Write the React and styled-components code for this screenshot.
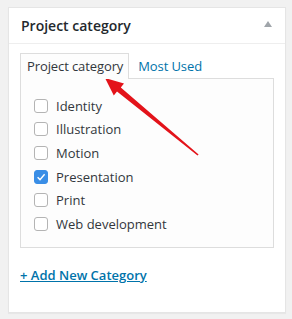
import React from "react";
import styled, { createGlobalStyle } from "styled-components";

const Global = createGlobalStyle`
	body {
		margin: 0;
		background: #f1f1f1;
		font-family: "Open Sans", "Liberation Sans", sans-serif;
		color: #32373c;
	}
`;

const categories = [
	{ name: "Identity" },
	{ name: "Illustration" },
	{ name: "Motion" },
	{ name: "Presentation", checked: true },
	{ name: "Print" },
	{ name: "Web development" },
];

export default function App() {
	return (
		<>
			<Global />
			<Page>
				<Box>
					<Header>
						<Title>Project category</Title>
						<Toggle />
					</Header>
					<Inside>
						<Tabs>
							<Tab active>Project category</Tab>
							<Tab>Most Used</Tab>
						</Tabs>
						<TabPanel>
							{categories.map((c) => (
								<Row key={c.name}>
									<Check checked={c.checked}>
										{c.checked && (
											<svg width="10" height="10" viewBox="0 0 10 10">
												<path d="M1.6 5.2 L4 7.6 L8.6 2.2" fill="none" stroke="#fff" strokeWidth="1.4" />
											</svg>
										)}
									</Check>
									<Label>{c.name}</Label>
								</Row>
							))}
						</TabPanel>
						<AddLink>+ Add New Category</AddLink>
					</Inside>
				</Box>
				<Arrow width="292" height="319" viewBox="0 0 292 319">
					<polygon
						points="105,78 124,83.5 120.8,87.4 198.6,154.4 197.5,155.6 117,91.6 113.8,95.5"
						fill="#e3131a"
					/>
				</Arrow>
			</Page>
		</>
	);
}

const Page = styled.div`
	position: relative;
	width: 292px;
	height: 319px;
	padding: 7px 6px 0 8px;
	box-sizing: border-box;
`;

const Box = styled.div`
	width: 278px;
	height: 306px;
	box-sizing: border-box;
	background: #fff;
	border: 1px solid #e5e5e5;
	box-shadow: 0 1px 1px rgba(0, 0, 0, 0.04);
`;

const Header = styled.div`
	display: flex;
	align-items: center;
	justify-content: space-between;
	height: 35px;
	padding: 0 13px 0 12px;
	border-bottom: 1px solid #eee;
`;

const Title = styled.h2`
	margin: 0;
	font-size: 14px;
	font-weight: 600;
	color: #23282d;
	line-height: 1.4;
`;

const Toggle = styled.span`
	width: 0;
	height: 0;
	border-left: 4.5px solid transparent;
	border-right: 4.5px solid transparent;
	border-bottom: 6px solid #a0a5aa;
	margin-top: -3px;
`;

const Inside = styled.div`
	padding: 8px 11px 0 11px;
`;

const Tabs = styled.div`
	display: flex;
	align-items: flex-end;
	gap: 2px;
	height: 26px;
`;

const Tab = styled.div`
	height: 26px;
	box-sizing: border-box;
	padding: 0 5px 0 6px;
	font-size: 13px;
	letter-spacing: -0.1px;
	line-height: 24px;
	color: ${(p) => (p.active ? "#32373c" : "#0073aa")};
	background: ${(p) => (p.active ? "#fdfdfd" : "transparent")};
	border: 1px solid ${(p) => (p.active ? "#ddd" : "transparent")};
	border-bottom: none;
	margin-bottom: -1px;
	position: relative;
	z-index: 1;
`;

const TabPanel = styled.div`
	height: 170px;
	box-sizing: border-box;
	background: #fdfdfd;
	border: 1px solid #ddd;
	padding: 15px 0 0 13px;
`;

const Row = styled.div`
	display: flex;
	align-items: center;
	height: 23.6px;
`;

const Check = styled.span`
	display: flex;
	align-items: center;
	justify-content: center;
	width: 14px;
	height: 14px;
	box-sizing: border-box;
	border-radius: 3px;
	border: 1px solid ${(p) => (p.checked ? "#3a8ee6" : "#b4b4b4")};
	background: ${(p) => (p.checked ? "#3a8ee6" : "#fff")};
	margin-right: 8px;
`;

const Label = styled.span`
	font-size: 13px;
	color: #32373c;
`;

const AddLink = styled.a`
	display: block;
	margin-top: 17px;
	font-size: 13px;
	font-weight: 600;
	color: #0073aa;
	text-decoration: underline;
	line-height: 20px;
`;

const Arrow = styled.svg`
	position: absolute;
	left: 0;
	top: 0;
	pointer-events: none;
`;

> Set task: From the listing above, pick out each line where the word "React" appears.

> Response for this exercise:
Write the React and styled-components code for this screenshot.
import React from "react";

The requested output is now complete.